The restored fire engine, otherwise known as the Educational Response Vehicle, holds an arsenal of tools and equipment for blacksmithing, arc welding, torch cutting, and glass flameworking. The ERV can support simultaneous demonstrations of all four techniques: heating steel in a 1,500-degree on-board forge (so well insulated that fenders a few feet away remain cool); cutting metal with the aid of an oxy-acetylene torch; and melting glass with an oxy-propane bench torch. Spectators are protected from sparks and ultraviolet light by red or amber PVC screens. For many onlookers, it’s the most intimate they’ve ever been with the industrial arts.
Anywhere the ERV goes, copies of the Crucible’s pocket-size catalog follow. Last year the organization offered 175 classes in 17 different departments from Ceramics to Welding. Many are taught by Cal alumni, including Ed Kirshner ’66, MCP ’71 (plasma sculpture), Roger Carr, Ph.D. ’81 (metalworking), and Lara Hopwood ’95 (fire performance). Beginning courses with titles such as Introduction to Neon, Build Your Own Propane Forge, and Glass Fusing and Slumping I are designed to be considerably less intimidating than they sound, and lack prerequisites. Classes range in duration from one to ten sessions and in price from below $100 to well over $500.
But there’s only one way to truly know the Crucible, and that’s to feel its buzzing, humming, glowing heart in a 56,000-square-foot warehouse near West Oakland BART. On a Thursday afternoon in mid-September, Introduction to Blacksmithing instructor Chris Niemer shouted instructions over a pair of 2,500-degree gas-fired forges roaring in the center of the room. A thermometer on the wall read 106 ºF. Pulled from the forge, luminescent orange steel rods were bent like taffy with the firm clang of a hammer.
Above the din, a shrill buzz bled through the walls from the grinding room next door, where a solitary metalworker bore down on a flat metal frame, sparks spraying. Just outside the smithy, another instructor demonstrated the fundamentals of tungsten inert gas welding to a group of new acolytes donning metal masks, a pointed yellow flame emitting from the gun couched in his palm. And at the other end of the building, six men stood in a semicircle watching casually as sporadic fountains of flame erupted 20 feet into the air from a small red cylinder before them.
The point of all this, Young explained a week earlier, is to return both art and manufacturing to the reach of ordinary people—a democratization of sorts. Lectures are limited and hands-on learning is maximized. The industrial arts are rooted in the notion of producing objects—a wooden chair, a leather bag, a neon sign, a metal spoon—that can be useful, artistic, or both. To Young, it’s an empowering philosophy.
“Once you learn how to manipulate and change materials in your hands, it teaches you that you have the opportunity to change more than just metal and glass,” he said. “You have what it takes to make change in your own environment and your own space.… We are really teaching people that they can influence their surroundings.”
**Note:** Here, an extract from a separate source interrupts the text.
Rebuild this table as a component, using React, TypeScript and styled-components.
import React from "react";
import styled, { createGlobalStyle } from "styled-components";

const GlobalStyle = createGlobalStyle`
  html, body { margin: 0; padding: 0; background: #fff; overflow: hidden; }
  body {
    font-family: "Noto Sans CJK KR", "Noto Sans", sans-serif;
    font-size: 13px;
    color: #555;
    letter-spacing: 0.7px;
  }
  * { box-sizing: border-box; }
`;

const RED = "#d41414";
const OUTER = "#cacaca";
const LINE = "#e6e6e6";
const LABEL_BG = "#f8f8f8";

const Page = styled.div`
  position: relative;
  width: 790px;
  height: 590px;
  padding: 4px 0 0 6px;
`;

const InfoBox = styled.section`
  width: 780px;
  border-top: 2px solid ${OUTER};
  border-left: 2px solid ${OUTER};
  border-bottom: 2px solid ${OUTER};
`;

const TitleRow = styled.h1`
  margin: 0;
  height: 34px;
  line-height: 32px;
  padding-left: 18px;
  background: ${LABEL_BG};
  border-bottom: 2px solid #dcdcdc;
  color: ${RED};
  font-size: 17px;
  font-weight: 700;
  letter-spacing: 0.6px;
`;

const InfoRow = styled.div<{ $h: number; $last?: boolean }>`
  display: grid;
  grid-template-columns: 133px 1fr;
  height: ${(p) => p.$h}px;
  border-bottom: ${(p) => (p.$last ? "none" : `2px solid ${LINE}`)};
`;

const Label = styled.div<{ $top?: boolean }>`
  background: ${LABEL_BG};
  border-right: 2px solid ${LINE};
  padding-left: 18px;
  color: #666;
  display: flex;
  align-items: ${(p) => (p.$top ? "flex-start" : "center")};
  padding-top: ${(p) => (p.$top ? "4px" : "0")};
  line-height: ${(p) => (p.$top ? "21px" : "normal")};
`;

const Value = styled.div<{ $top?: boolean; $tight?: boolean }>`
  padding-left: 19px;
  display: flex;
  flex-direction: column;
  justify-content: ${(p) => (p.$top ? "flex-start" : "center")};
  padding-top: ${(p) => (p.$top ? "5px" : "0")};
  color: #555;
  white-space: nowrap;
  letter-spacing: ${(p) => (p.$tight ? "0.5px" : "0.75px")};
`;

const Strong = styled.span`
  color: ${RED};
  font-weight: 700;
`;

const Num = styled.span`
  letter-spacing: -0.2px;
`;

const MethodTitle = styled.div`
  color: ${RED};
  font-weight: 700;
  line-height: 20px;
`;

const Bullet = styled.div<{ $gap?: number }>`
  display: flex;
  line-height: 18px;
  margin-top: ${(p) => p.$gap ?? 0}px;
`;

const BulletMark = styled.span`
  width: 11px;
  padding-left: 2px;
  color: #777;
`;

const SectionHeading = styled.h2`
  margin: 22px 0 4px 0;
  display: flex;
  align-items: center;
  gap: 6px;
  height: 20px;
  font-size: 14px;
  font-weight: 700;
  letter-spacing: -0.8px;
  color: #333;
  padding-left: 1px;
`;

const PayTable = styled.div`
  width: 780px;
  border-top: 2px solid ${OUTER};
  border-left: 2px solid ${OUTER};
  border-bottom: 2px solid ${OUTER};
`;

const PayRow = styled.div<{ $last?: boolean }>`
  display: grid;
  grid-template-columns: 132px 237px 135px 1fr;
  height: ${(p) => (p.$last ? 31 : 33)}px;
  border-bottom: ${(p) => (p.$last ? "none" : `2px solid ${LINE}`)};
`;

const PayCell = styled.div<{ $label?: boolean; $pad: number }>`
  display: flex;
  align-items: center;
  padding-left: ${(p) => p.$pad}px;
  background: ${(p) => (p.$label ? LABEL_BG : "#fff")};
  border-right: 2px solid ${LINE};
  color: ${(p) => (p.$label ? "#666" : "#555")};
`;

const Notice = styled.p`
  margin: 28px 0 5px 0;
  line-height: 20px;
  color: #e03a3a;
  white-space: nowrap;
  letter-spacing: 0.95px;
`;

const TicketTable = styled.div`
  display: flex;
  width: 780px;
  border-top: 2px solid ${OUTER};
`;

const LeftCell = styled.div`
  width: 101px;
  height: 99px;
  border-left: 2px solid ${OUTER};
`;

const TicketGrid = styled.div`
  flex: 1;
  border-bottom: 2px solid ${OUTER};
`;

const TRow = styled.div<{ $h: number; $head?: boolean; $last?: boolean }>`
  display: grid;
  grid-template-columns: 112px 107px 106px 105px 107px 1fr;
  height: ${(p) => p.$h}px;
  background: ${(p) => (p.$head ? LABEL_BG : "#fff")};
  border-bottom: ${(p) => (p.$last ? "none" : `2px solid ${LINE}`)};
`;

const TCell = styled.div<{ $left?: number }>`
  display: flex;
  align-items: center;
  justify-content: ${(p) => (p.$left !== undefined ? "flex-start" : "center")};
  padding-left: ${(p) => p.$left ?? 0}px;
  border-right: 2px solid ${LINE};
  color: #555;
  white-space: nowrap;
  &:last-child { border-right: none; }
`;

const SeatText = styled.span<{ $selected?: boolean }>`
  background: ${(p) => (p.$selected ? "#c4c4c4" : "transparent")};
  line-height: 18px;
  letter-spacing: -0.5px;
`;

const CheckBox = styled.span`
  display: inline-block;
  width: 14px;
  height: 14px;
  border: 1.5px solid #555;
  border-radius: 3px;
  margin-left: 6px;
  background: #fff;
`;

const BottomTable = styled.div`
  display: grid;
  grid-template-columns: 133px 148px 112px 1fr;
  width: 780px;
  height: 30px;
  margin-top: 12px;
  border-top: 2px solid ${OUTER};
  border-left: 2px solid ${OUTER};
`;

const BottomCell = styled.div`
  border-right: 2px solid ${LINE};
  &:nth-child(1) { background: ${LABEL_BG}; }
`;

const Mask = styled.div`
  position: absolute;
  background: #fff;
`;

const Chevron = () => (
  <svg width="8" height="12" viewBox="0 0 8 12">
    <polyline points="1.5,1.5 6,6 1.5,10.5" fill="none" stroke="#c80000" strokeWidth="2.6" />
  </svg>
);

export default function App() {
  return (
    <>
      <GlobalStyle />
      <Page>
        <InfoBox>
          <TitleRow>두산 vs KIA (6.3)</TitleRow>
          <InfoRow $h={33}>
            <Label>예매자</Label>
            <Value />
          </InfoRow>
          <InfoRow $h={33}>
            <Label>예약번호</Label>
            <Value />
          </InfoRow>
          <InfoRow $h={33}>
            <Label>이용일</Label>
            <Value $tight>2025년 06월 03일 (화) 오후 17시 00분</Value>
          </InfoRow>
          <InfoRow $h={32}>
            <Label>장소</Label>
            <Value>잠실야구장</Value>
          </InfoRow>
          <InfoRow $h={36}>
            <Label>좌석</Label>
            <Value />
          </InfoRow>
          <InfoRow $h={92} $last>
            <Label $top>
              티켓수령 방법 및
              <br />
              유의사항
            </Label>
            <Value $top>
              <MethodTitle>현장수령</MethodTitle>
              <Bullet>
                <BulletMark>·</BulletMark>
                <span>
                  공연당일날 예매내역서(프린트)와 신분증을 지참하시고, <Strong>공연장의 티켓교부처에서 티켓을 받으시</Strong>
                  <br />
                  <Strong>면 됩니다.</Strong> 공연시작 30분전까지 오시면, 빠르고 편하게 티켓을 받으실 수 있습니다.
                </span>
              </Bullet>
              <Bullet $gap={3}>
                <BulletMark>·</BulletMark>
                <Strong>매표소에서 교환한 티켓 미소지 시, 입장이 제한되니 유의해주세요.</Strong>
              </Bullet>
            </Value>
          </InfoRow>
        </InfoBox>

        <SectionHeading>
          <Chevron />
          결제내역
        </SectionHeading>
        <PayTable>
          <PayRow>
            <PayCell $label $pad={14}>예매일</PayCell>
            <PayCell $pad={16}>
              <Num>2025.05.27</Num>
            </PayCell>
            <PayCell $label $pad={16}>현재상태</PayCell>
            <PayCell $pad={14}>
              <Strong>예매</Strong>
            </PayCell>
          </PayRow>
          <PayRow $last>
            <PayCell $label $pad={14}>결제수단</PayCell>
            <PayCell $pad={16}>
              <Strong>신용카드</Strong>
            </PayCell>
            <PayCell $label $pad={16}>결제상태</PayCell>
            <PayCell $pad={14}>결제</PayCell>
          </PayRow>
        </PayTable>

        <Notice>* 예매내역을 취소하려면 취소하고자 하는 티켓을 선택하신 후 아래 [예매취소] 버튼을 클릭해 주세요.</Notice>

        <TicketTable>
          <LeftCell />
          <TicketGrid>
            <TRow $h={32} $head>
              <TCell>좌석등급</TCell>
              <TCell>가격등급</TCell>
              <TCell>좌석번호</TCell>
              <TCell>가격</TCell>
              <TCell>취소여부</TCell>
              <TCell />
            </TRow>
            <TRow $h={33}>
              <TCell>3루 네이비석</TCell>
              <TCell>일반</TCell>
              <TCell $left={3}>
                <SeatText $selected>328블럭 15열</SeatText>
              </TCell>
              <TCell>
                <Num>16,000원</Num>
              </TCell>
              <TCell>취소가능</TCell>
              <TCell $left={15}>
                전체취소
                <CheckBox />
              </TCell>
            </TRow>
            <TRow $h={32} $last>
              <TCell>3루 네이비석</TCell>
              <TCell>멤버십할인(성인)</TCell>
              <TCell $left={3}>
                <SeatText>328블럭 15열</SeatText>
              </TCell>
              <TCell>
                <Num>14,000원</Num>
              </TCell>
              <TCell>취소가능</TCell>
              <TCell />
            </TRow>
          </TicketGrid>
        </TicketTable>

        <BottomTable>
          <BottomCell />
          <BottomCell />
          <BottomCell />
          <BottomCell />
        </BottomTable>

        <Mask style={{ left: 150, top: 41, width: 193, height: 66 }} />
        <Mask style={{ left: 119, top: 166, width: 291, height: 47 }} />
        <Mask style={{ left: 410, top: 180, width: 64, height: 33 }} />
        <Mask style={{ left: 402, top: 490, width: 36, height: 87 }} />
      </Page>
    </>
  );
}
That message is especially crucial to the Crucible’s younger students. Last year, the organization enrolled 541 children as young as 8 in age-appropriate classes. Nearly a third of the students received scholarships from the Crucible’s own budget and through outside donors. The organization reached another 3,500 local and disadvantaged youth through outreach events, monthly bike programs, field trips, summer camps, community workshops, and internships.
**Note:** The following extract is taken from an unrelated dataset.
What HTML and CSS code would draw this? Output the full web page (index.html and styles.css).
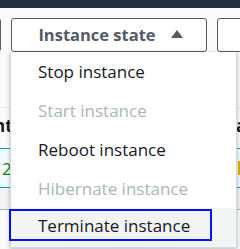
FILE: index.html
```html
<!DOCTYPE html>
<html>
	<head>
		<title>Instance state</title>
		<link rel="stylesheet" href="styles.css">
	</head>
	<body>
		<div class="page">
			<div class="topbar"></div>

			<div class="toolbar">
				<button class="btn btn-edge btn-left"></button>
				<div class="dropdown">
					<button class="btn btn-main">
						<span>Instance state</span>
						<svg class="caret" width="12" height="8" viewBox="0 0 12 8"><polygon points="6,0 12,8 0,8" fill="#545b64"/></svg>
					</button>
					<ul class="menu">
						<li class="item">Stop instance</li>
						<li class="item disabled">Start instance</li>
						<li class="item">Reboot instance</li>
						<li class="item disabled">Hibernate instance</li>
						<li class="item active"><span class="ring">Terminate instance</span></li>
					</ul>
				</div>
				<button class="btn btn-edge"></button>
			</div>

			<div class="table">
				<div class="row row-gap"></div>
				<div class="row row-head">
					<span class="cell-left">nt</span>
					<span class="cell-right">a</span>
				</div>
				<div class="row row-selected">
					<span class="cell-left num">2</span>
					<span class="cell-right"><span class="dot"></span><span class="warn">l</span></span>
				</div>
				<div class="row row-next"></div>
			</div>
		</div>
	</body>
</html>
```

FILE: styles.css
```css
body {
	margin: 0;
	background-color: #fafafa;
	font-family: "Open Sans", sans-serif;
	color: #16191f;
}
.page {
	height: 249px;
	overflow: hidden;
}
.topbar {
	height: 8px;
	background-color: #232f3e;
}

.toolbar {
	display: flex;
	gap: 10px;
	padding-top: 10px;
	height: 34px;
}
.btn {
	box-sizing: border-box;
	height: 34px;
	background-color: #fff;
	border: 1px solid #545b64;
	border-radius: 3px;
	font-family: inherit;
}
.btn-edge {
	width: 40px;
	flex-shrink: 0;
}
.btn-left {
	margin-left: -39px;
}
.dropdown {
	position: relative;
	z-index: 2;
}
.btn-main {
	width: 196px;
	display: flex;
	align-items: center;
	justify-content: center;
	gap: 15px;
	padding: 0 0 1px 3px;
	color: #545b64;
	font-size: 16.5px;
	font-weight: 700;
}
.caret {
	margin-top: -1px;
}

.menu {
	position: absolute;
	left: -1px;
	top: 34px;
	width: 225px;
	margin: 0;
	padding: 0;
	list-style: none;
	background-color: #fff;
	border: 1px solid #d5dbdb;
	border-top: 0;
	box-shadow: 0 1px 4px rgba(0, 28, 36, 0.3);
}
.item {
	box-sizing: border-box;
	height: 39px;
	padding-left: 27px;
	display: flex;
	align-items: center;
	font-size: 17px;
}
.disabled {
	color: #aab7b8;
}
.active {
	background-color: #f2f3f3;
	padding: 0;
	align-items: flex-start;
}
.ring {
	box-sizing: border-box;
	width: 203px;
	height: 32px;
	margin: 1px 0 0 -2px;
	padding-left: 27px;
	border: 2px solid #0011ff;
	display: flex;
	align-items: center;
}

.table {
	position: relative;
	z-index: 1;
}
.row {
	display: flex;
	justify-content: space-between;
	align-items: center;
	font-size: 17px;
}
.row-gap {
	height: 55px;
	border-bottom: 1px solid #eaeded;
}
.row-head {
	box-sizing: border-box;
	height: 41px;
	padding-bottom: 6px;
	font-weight: 700;
	border-bottom: 1px solid #00a1c9;
}
.row-selected {
	height: 38px;
	background-color: #f1faff;
	border-bottom: 1px solid #00a1c9;
}
.row-next {
	height: 21px;
	background-color: #f2f3f3;
	border-bottom: 1px solid #aab7b8;
}
.cell-left {
	margin-left: -6px;
}
.num {
	margin-left: 2px;
	color: #1d8102;
}
.cell-right {
	width: 4px;
	overflow: hidden;
	display: flex;
	align-items: center;
}
.dot {
	width: 2px;
	height: 2px;
	background-color: #1d8102;
	margin-right: 1px;
}
.warn {
	color: #d9a600;
	font-weight: 700;
}
```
Community outreach and youth programs have recently expanded to fill in the “continuum of lifelong learning” that is one of the primary goals of education director Kristy Alfieri ’97. The Crucible’s adult program hasn’t been so fortunate.
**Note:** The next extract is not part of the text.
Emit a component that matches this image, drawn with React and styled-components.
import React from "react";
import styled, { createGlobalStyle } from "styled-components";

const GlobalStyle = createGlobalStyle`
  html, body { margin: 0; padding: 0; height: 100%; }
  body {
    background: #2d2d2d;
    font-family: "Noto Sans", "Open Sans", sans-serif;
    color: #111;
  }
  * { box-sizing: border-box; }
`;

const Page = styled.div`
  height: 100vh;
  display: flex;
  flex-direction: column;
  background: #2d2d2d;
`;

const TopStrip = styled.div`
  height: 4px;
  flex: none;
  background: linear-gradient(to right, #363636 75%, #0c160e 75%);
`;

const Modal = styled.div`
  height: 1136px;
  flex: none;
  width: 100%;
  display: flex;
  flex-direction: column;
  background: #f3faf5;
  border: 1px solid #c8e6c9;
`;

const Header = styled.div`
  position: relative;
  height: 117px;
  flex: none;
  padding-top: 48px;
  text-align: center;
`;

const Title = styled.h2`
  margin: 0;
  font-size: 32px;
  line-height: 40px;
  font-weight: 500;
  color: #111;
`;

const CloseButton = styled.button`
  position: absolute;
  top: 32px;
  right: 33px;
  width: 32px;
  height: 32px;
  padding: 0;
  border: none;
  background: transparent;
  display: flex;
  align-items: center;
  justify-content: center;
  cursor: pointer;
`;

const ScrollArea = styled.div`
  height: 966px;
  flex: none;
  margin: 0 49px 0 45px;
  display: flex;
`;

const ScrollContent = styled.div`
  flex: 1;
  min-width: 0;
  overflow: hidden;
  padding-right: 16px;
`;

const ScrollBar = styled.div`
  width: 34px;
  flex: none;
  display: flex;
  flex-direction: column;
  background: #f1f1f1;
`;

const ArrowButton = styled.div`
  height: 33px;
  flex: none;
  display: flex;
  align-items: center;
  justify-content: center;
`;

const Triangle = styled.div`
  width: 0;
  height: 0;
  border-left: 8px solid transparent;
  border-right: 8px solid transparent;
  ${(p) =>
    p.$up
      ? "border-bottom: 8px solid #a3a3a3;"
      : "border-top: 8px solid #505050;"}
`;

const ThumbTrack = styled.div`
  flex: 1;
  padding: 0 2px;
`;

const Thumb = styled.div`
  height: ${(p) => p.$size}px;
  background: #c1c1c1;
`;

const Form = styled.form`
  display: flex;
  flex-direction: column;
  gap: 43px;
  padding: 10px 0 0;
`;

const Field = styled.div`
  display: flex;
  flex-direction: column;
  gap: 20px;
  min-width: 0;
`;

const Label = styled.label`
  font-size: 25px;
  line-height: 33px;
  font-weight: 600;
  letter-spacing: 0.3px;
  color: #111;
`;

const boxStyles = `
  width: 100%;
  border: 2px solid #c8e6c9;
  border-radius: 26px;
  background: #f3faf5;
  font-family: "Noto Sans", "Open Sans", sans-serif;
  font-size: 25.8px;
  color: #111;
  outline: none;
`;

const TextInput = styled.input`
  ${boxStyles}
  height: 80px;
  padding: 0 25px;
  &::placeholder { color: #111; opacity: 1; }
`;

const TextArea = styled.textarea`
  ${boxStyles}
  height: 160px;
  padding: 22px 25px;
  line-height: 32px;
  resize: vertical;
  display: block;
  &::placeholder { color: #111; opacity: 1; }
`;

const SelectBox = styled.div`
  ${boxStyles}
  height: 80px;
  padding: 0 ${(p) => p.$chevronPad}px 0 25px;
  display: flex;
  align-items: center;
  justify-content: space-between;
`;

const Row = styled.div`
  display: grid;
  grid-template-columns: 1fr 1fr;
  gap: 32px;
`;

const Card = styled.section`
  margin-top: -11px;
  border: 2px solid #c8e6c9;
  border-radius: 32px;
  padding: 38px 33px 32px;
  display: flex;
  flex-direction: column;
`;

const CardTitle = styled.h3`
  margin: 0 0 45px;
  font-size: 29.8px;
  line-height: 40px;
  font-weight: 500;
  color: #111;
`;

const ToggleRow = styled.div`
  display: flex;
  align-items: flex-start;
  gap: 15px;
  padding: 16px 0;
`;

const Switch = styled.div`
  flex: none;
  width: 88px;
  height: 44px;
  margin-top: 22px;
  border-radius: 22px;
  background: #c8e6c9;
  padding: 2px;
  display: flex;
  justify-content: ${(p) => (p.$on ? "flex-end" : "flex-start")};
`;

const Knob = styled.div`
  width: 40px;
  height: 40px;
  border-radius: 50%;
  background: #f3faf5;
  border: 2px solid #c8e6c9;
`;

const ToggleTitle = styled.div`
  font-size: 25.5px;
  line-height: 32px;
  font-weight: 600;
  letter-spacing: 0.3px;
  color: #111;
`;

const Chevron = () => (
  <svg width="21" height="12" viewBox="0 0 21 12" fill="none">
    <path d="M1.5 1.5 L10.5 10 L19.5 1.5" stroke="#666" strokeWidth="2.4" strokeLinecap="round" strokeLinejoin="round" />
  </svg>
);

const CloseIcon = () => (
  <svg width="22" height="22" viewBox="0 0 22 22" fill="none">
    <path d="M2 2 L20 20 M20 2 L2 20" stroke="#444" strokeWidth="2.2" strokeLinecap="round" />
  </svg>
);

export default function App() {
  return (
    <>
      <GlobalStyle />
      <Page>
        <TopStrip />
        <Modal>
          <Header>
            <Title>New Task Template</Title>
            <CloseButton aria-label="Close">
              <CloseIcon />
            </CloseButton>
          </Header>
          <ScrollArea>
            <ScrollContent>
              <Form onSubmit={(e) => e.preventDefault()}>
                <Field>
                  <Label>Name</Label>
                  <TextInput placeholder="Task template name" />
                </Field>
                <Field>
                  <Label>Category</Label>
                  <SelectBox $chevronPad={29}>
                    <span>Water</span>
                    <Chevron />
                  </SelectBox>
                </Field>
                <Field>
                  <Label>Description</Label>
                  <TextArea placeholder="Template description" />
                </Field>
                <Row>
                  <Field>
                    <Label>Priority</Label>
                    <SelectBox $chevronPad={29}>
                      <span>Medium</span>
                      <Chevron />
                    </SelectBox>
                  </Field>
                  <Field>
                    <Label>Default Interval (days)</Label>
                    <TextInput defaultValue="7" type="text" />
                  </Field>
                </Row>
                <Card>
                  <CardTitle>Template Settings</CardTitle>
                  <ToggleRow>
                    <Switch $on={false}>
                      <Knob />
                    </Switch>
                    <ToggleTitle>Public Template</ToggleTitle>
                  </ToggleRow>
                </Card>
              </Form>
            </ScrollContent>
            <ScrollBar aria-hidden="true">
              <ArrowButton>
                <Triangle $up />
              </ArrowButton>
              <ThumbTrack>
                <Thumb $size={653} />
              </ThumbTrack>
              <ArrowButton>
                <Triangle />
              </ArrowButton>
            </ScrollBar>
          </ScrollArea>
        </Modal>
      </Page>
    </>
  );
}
Enrollment has dipped along with the economy. The organization’s annual budget, 65 percent of which comes from class tuition, workshops, and artist rental studios (the rest is donations and grants), has suffered accordingly. In place of growing at its pre-recession rate, the Crucible has opted to improve existing programs and diversify its income opportunities, Young said.
The decline in adult enrollment—from a high of 1,910 in 2009 to 1,722 the following year—surely derives from the fact that for most students, a Crucible class is a luxury item, and a costly one at that, rather than a professional development tool. The organization has consciously shied away from developing credential programs, even though its existing faculty, including professionals with decades of experience, would likely be up to the task.
“It’s not like university or community college courses,” said welding and metal fabrication instructor Carr, who earned a physics Ph.D. from Berkeley and has launched a second career in art. “We don’t teach at the level of vocational skill.… It’s all oriented toward personal satisfaction.”
The Crucible’s do-it-yourself ethos and messages of self-reliance and human-scale production thus resonate with backers of backyard gardening, urban homesteading, and shop-local campaigns. The woodworking department alone could teach these folks to build their own kitchen table, chicken coop, or ukulele. And the organization’s emphasis on creativity and mechanical tinkering overlaps with the so-called maker community, popularized by Make magazine and its Maker Faire, first held in 2006 in San Mateo and now expanded to other cities across the world.
The Crucible’s own performances—the popular Fire Operas, Fire Ballets, Fire Circus, and discontinued Fire Arts Festival—serve as in-house showcases, fundraising opportunities, and attention-grabbers for the next round of students. In its January world premiere, Machine: A Fire Opera pairs opera and rock singers with blacksmiths and glass blowers, plus a live molten metal pour. And those fire-breathers onstage exhaling radiant orange blazes of ultrapure lamp oil? They learned at the Crucible, too.